- Malala, après tes voyages, dans l'espace, avec la scénographie, et dans le
temps, avec le roman graphique et le cinéma d'animation, tu reviens à quelque
chose de fixe et de plat: le tableau. À un endroit que je pourrais qualifier de
méta pictural...
- Oui enfin... sans employer de gros mots, disons que je m'intéresse à tout ce
qui constitue l'acte de peindre, avant de peindre même : tendre une toile sur
le châssis, fabriquer la peinture. Je bricole les éléments de base, le support,
le bois, la toile... je prends des tissus qui n'étaient pas du tout destinés à être
utilisés pour ça, du jersey de soie, de la laine, parfois transparents, élastiques,
fragiles, troués, filés, détricotés. Je fabrique du médium à peindre avec de la
cire d'abeilles... le travail de petits animaux, comme le ver à soie ou les
abeilles, est donc mis à contribution.
- ...des abeilles ?
- Oui. Dans ma dernière série, les petits animaux sont à l'honneur, même si on
ne les voit pas. Ce qui est représenté, ce sont des moments festifs, avec des
humains, qui se promènent dans des paysages par temps clair, se retrouvent
entre amis pour un vin d'honneur sous les frondaisons. Le support des peintures
a été filé, saccagé, laissant apparaître des trouées plus ou moins inquiétantes.

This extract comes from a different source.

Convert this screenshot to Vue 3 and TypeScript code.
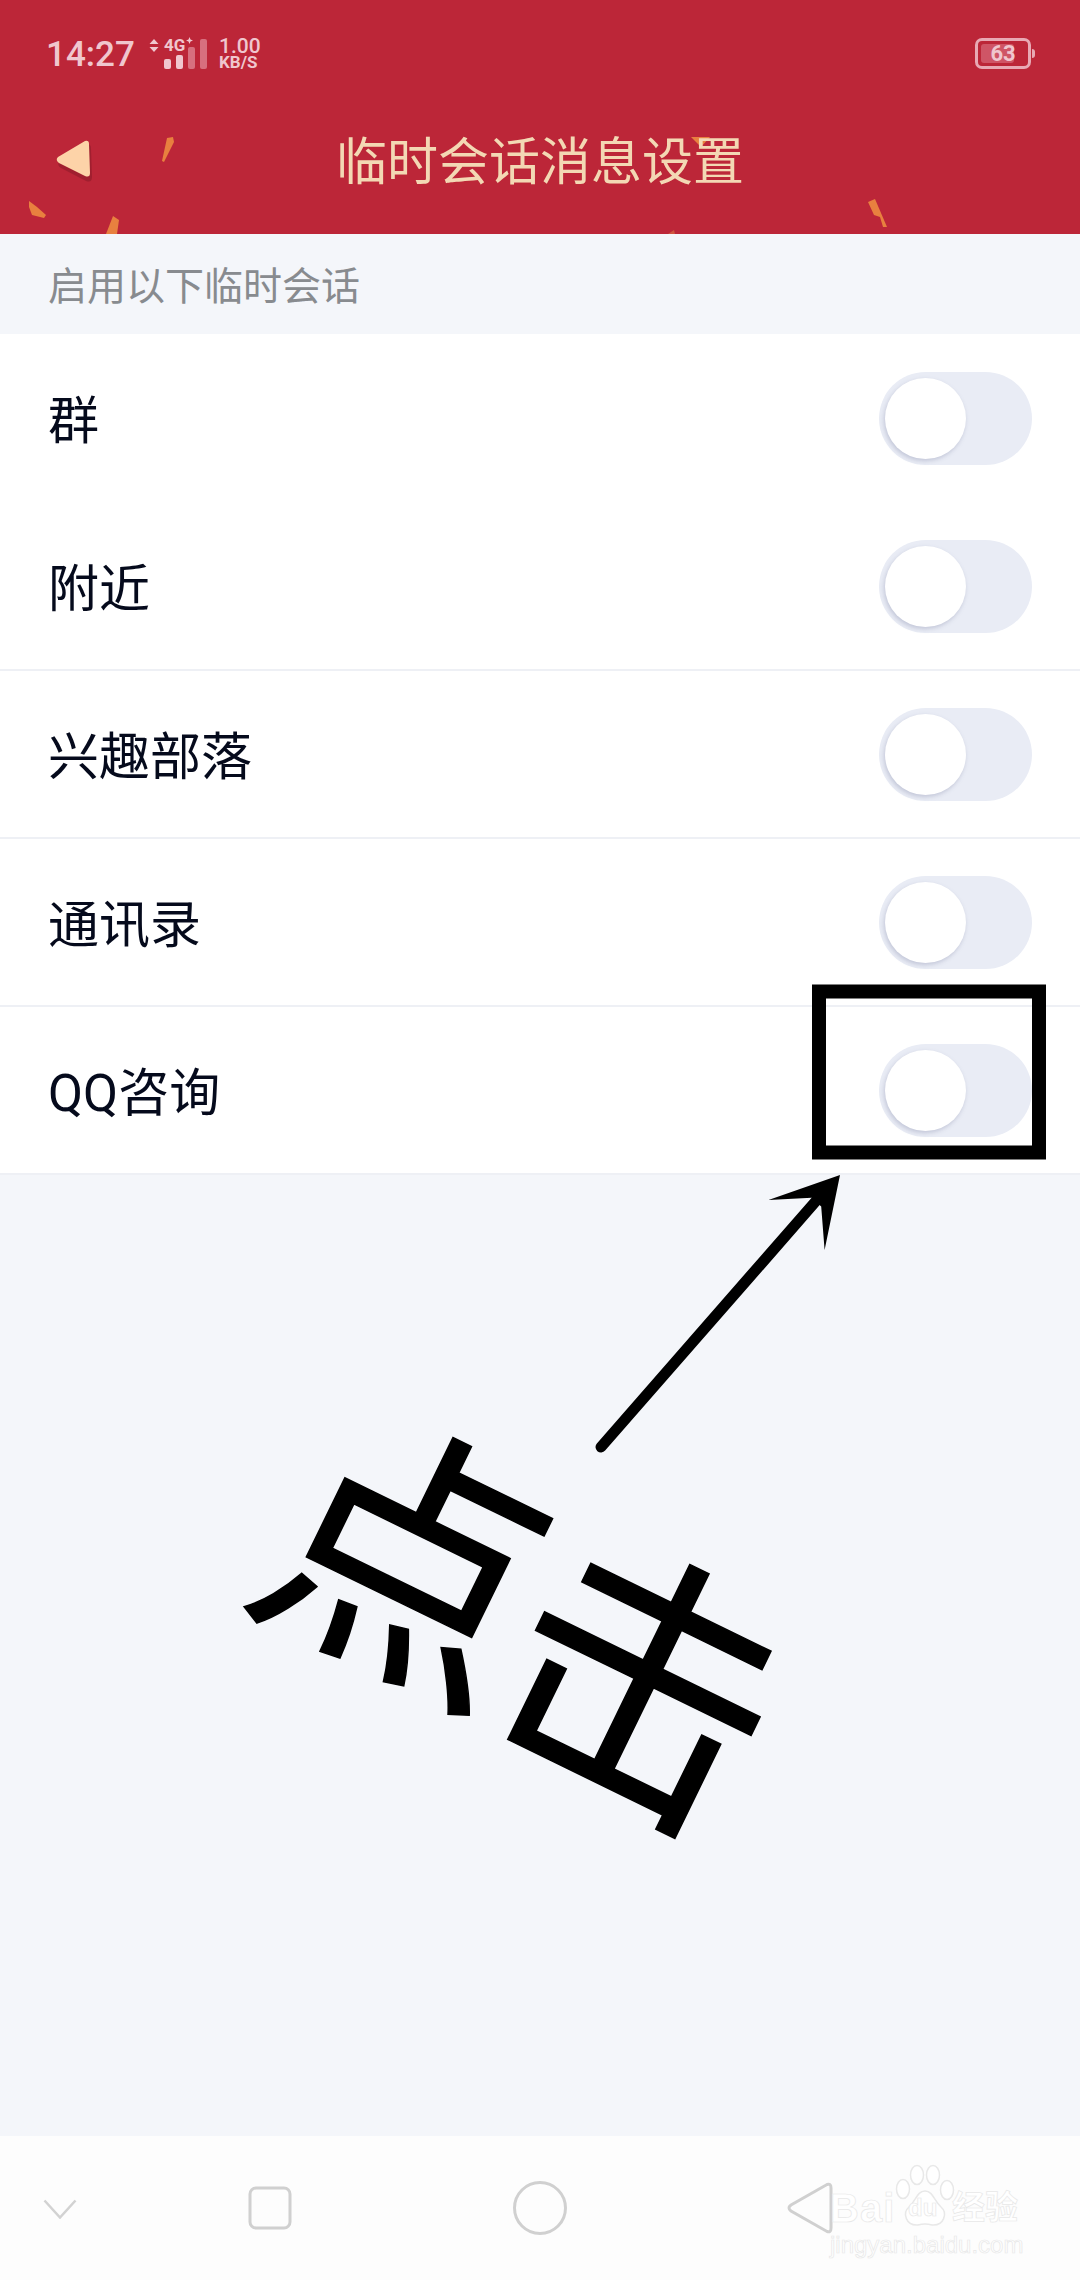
<script setup lang="ts">
const rows = [
  { label: '群', divided: false },
  { label: '附近', divided: true },
  { label: '兴趣部落', divided: true },
  { label: '通讯录', divided: true },
  { label: 'QQ咨询', divided: true },
]
</script>

<template>
  <div class="page">
    <!-- Header with confetti -->
    <header class="header">
      <svg class="confetti" width="1080" height="234" viewBox="0 0 1080 234">
        <path d="M167 138l6-1 1 5-10 20-2-1z" fill="#e8803f" />
        <path d="M29 201l8 6 9 8-2 3-12-3-3-8z" fill="#e8803f" />
        <path d="M113 216l6 4-2 14h-11z" fill="#e8803f" />
        <path d="M691 137h19l-9 10z" fill="#e8803f" />
        <path d="M868 202l7-3 12 28h-4l-3-10-6-2z" fill="#e8803f" />
        <path d="M668 234l6-4 1 4z" fill="#d0553f" />
      </svg>

      <div class="status">
        <span class="time">14:27</span>
        <svg class="net-arrows" width="10" height="13" viewBox="0 0 10 13">
          <path d="M5 0l4.500 5h-9zM5 13l4.500-5h-9z" fill="#f0c6ce" />
        </svg>
        <div class="signal">
          <div class="signal-top">
            <span class="net">4G</span>
            <svg width="7" height="7" viewBox="0 0 7 7">
              <path d="M3.500 0l1 2.500 2.500 1-2.500 1-1 2.500-1-2.500-2.500-1 2.500-1z" fill="#f0c6ce" />
            </svg>
          </div>
          <div class="bars">
            <i class="bar bar-1"></i>
            <i class="bar bar-2"></i>
            <i class="bar bar-3"></i>
            <i class="bar bar-4"></i>
          </div>
        </div>
        <div class="speed">
          <span class="speed-val">1.00</span>
          <span class="speed-unit">KB/S</span>
        </div>
        <div class="battery">
          <i class="battery-fill"></i>
          <span class="battery-num">63</span>
        </div>
      </div>

      <div class="titlebar">
        <svg class="back" width="44" height="48" viewBox="0 0 44 48">
          <path d="M32 4Q36 2 36 8L37 36Q37 42 31 40L6 27Q1 24 5 20z" fill="#8e1b2a" opacity="0.6" transform="translate(1 3)" />
          <path d="M31 3Q35 2 35 6L36 35Q36 40 31 38L5 25Q1 22 4 19z" fill="#fdd3a8" />
        </svg>
        <h1 class="title">临时会话消息设置</h1>
      </div>
    </header>

    <div class="section">启用以下临时会话</div>

    <ul class="list">
      <li v-for="row in rows" :key="row.label" class="row" :class="{ divided: row.divided }">
        <span class="row-label">{{ row.label }}</span>
        <div class="switch"><i class="knob"></i></div>
      </li>
    </ul>

    <div class="spacer"></div>

    <!-- System nav bar -->
    <nav class="nav">
      <svg class="nav-icon chevron" width="34" height="20" viewBox="0 0 34 20">
        <path d="M1.500 1.500L17 18.500 32.500 1.500" fill="none" stroke="#d2d2d2" stroke-width="2.500" />
      </svg>
      <svg class="nav-icon" width="44" height="44" viewBox="0 0 44 44">
        <rect x="2" y="2" width="40" height="40" rx="6" fill="none" stroke="#d0d0d0" stroke-width="3" />
      </svg>
      <svg class="nav-icon" width="54" height="54" viewBox="0 0 54 54">
        <circle cx="27" cy="27" r="25.500" fill="none" stroke="#d0d0d0" stroke-width="3" />
      </svg>
      <svg class="nav-icon" width="46" height="54" viewBox="0 0 46 54">
        <path d="M40 3.500Q44 2 44 7V47Q44 52 40 50.500L4 30Q0 27 4 24z" fill="none" stroke="#d0d0d0" stroke-width="3" />
      </svg>
    </nav>

    <!-- Baidu watermark -->
    <div class="wm">
      <span class="wm-bai">Bai</span>
      <svg class="wm-paw" width="60" height="64" viewBox="0 0 60 64">
        <g fill="#fff" stroke="#e8e8e8" stroke-width="1.500">
          <ellipse cx="8" cy="25" rx="6.500" ry="9.500" />
          <ellipse cx="22" cy="11" rx="6.500" ry="9.500" />
          <ellipse cx="38" cy="11" rx="6.500" ry="9.500" />
          <ellipse cx="52" cy="26" rx="6.500" ry="9.500" />
          <path d="M30 27C22 27 21 37 14 43C7 49 11 62 23 61Q30 59 37 61C49 62 53 49 46 43C39 37 38 27 30 27z" />
        </g>
      </svg>
      <span class="wm-du">du</span>
      <span class="wm-cn">经验</span>
      <span class="wm-url">jingyan.baidu.com</span>
    </div>

    <!-- Annotation drawn on top of the screenshot -->
    <svg class="mark" width="1080" height="2280" viewBox="0 0 1080 2280">
      <rect x="819" y="991.500" width="220" height="161" fill="none" stroke="#000" stroke-width="14" />
      <path d="M601 1447L816 1201" stroke="#000" stroke-width="11" stroke-linecap="round" fill="none" />
      <path d="M840 1175L768.500 1200 811.700 1197.700 821.200 1206.500 824.600 1250z" fill="#000" />
    </svg>
    <div class="scrawl"><span>点</span><span class="scrawl-b">击</span></div>
  </div>
</template>

<style scoped>
.page {
  position: relative;
  display: flex;
  flex-direction: column;
  width: 1080px;
  height: 2280px;
  overflow: hidden;
  background: #f4f6fa;
  font-family: Roboto, "Noto Sans CJK SC", sans-serif;
}

.header {
  position: relative;
  height: 234px;
  background: #bc2638;
  flex-shrink: 0;
}

.confetti {
  position: absolute;
  top: 0;
  left: 0;
}

.status {
  position: relative;
  display: flex;
  align-items: flex-start;
  height: 96px;
  padding: 37px 48px 0 46px;
  box-sizing: border-box;
  color: #f0c6ce;
}

.time {
  width: 103px;
  font-size: 35px;
  line-height: 36px;
  font-weight: 500;
}

.signal {
  width: 55px;
  margin-left: 5px;
}

.net-arrows {
  margin-top: 2px;
}

.signal-top {
  display: flex;
  align-items: flex-start;
  height: 17px;
}

.net {
  width: 22px;
  font-size: 17px;
  line-height: 16px;
  font-weight: 700;
}

.bars {
  display: flex;
  align-items: flex-end;
  gap: 5px;
  height: 30px;
  margin-top: -15px;
}

.bar {
  width: 7px;
  border-radius: 2px;
  background: #f0c6ce;
}

.bar-1 {
  height: 10px;
}

.bar-2 {
  height: 14px;
}

.bar-3 {
  height: 22px;
  background: #d76f7e;
}

.bar-4 {
  height: 30px;
  background: #d76f7e;
}

.speed {
  display: flex;
  flex-direction: column;
  width: 44px;
  font-weight: 500;
}

.speed-val {
  font-size: 21px;
  line-height: 18px;
}

.speed-unit {
  font-size: 17px;
  line-height: 15px;
  font-weight: 700;
}

.battery {
  position: relative;
  display: flex;
  align-items: center;
  justify-content: center;
  width: 56px;
  height: 31px;
  margin-left: auto;
  margin-right: 1px;
  margin-top: 1px;
  box-sizing: border-box;
  border: 3px solid #e8a9b4;
  border-radius: 7px;
}

.battery::after {
  content: "";
  position: absolute;
  right: -7px;
  top: 8px;
  width: 3px;
  height: 9px;
  border-radius: 0 3px 3px 0;
  background: #e8a9b4;
}

.battery-fill {
  position: absolute;
  left: 3px;
  top: 3px;
  bottom: 3px;
  width: 33px;
  border-radius: 3px;
  background: #cf5566;
}

.battery-num {
  position: relative;
  font-size: 22px;
  line-height: 22px;
  font-weight: 700;
  color: #f0c6ce;
}

.titlebar {
  position: relative;
  display: flex;
  align-items: center;
  justify-content: center;
  height: 128px;
  padding-top: 8px;
  box-sizing: border-box;
  margin-top: -1px;
}

.back {
  position: absolute;
  left: 54px;
  top: 43px;
}

.title {
  margin: 0;
  font-size: 51px;
  line-height: 60px;
  font-weight: 400;
  color: #f3d8b4;
}

.section {
  height: 100px;
  padding-left: 48px;
  font-size: 39px;
  line-height: 106px;
  color: #888b8f;
  flex-shrink: 0;
}

.list {
  margin: 0;
  padding: 0;
  list-style: none;
  background: #fff;
}

.row {
  display: flex;
  align-items: center;
  justify-content: space-between;
  height: 168px;
  padding: 0 48px;
  box-sizing: border-box;
}

.row.divided {
  box-shadow: inset 0 -1px 0 #eef0f5, 0 1px 0 #eef0f5;
}

.row-label {
  padding-top: 8px;
  font-size: 51px;
  line-height: 60px;
  color: #050a1c;
}

.switch {
  position: relative;
  width: 153px;
  height: 93px;
  border-radius: 47px;
  background: #e9ecf5;
}

.knob {
  position: absolute;
  left: 6px;
  top: 6px;
  width: 81px;
  height: 81px;
  border-radius: 50%;
  background: #fff;
  box-shadow: -1px 2px 4px rgba(120, 125, 160, 0.35);
}

.spacer {
  flex: 1;
}

.nav {
  position: relative;
  height: 144px;
  background: #fdfdfd;
  flex-shrink: 0;
}

.nav-icon {
  position: absolute;
  top: 45px;
}

.nav-icon:nth-child(1) {
  left: 43px;
  top: 63px;
}

.nav-icon:nth-child(2) {
  left: 248px;
  top: 50px;
}

.nav-icon:nth-child(3) {
  left: 513px;
  top: 45px;
}

.nav-icon:nth-child(4) {
  left: 787px;
  top: 45px;
}

.wm {
  position: absolute;
  left: 830px;
  top: 2164px;
  width: 200px;
  height: 100px;
  color: #fff;
  -webkit-text-stroke: 0.7px #e8e8e8;
}

.wm-bai {
  position: absolute;
  left: 0;
  top: 24px;
  font-family: "Liberation Sans", sans-serif;
  font-size: 40px;
  line-height: 40px;
  font-weight: 700;
  letter-spacing: 1px;
}

.wm-paw {
  position: absolute;
  left: 65px;
  top: 0;
}

.wm-du {
  position: absolute;
  left: 78px;
  top: 32px;
  font-family: "Liberation Sans", sans-serif;
  font-size: 24px;
  line-height: 24px;
  font-weight: 700;
}

.wm-cn {
  position: absolute;
  left: 122px;
  top: 26px;
  font-size: 33px;
  line-height: 36px;
  font-weight: 700;
}

.wm-url {
  position: absolute;
  left: 0;
  top: 66px;
  font-family: "Liberation Sans", sans-serif;
  font-size: 24px;
  line-height: 30px;
}

.mark {
  position: absolute;
  top: 0;
  left: 0;
}

.scrawl {
  position: absolute;
  left: 259px;
  top: 1443px;
  width: 560px;
  font-family: "Noto Sans CJK SC", sans-serif;
  font-size: 275px;
  line-height: 320px;
  text-align: center;
  white-space: nowrap;
  color: #000;
  -webkit-text-stroke: 1.5px #000;
  transform: rotate(26deg);
}

.scrawl-b {
  position: relative;
  left: -9px;
  top: 10px;
}
</style>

Des vides qui atteignent les humains, les ciels, les feuilles, des mailles qui
filent comme des petites comètes. Les traces de vide peuvent être les
trajectoires d'abeilles et d'insectes, peut-être en train de disparaître, c’est
peut-être leur absence que l’on voit ! Une raréfaction qui menace notre
existence et nos déjeuners sur l'herbe.
- Et tes prochains projets ?
- J'ai commencé une série sur les vers de terre.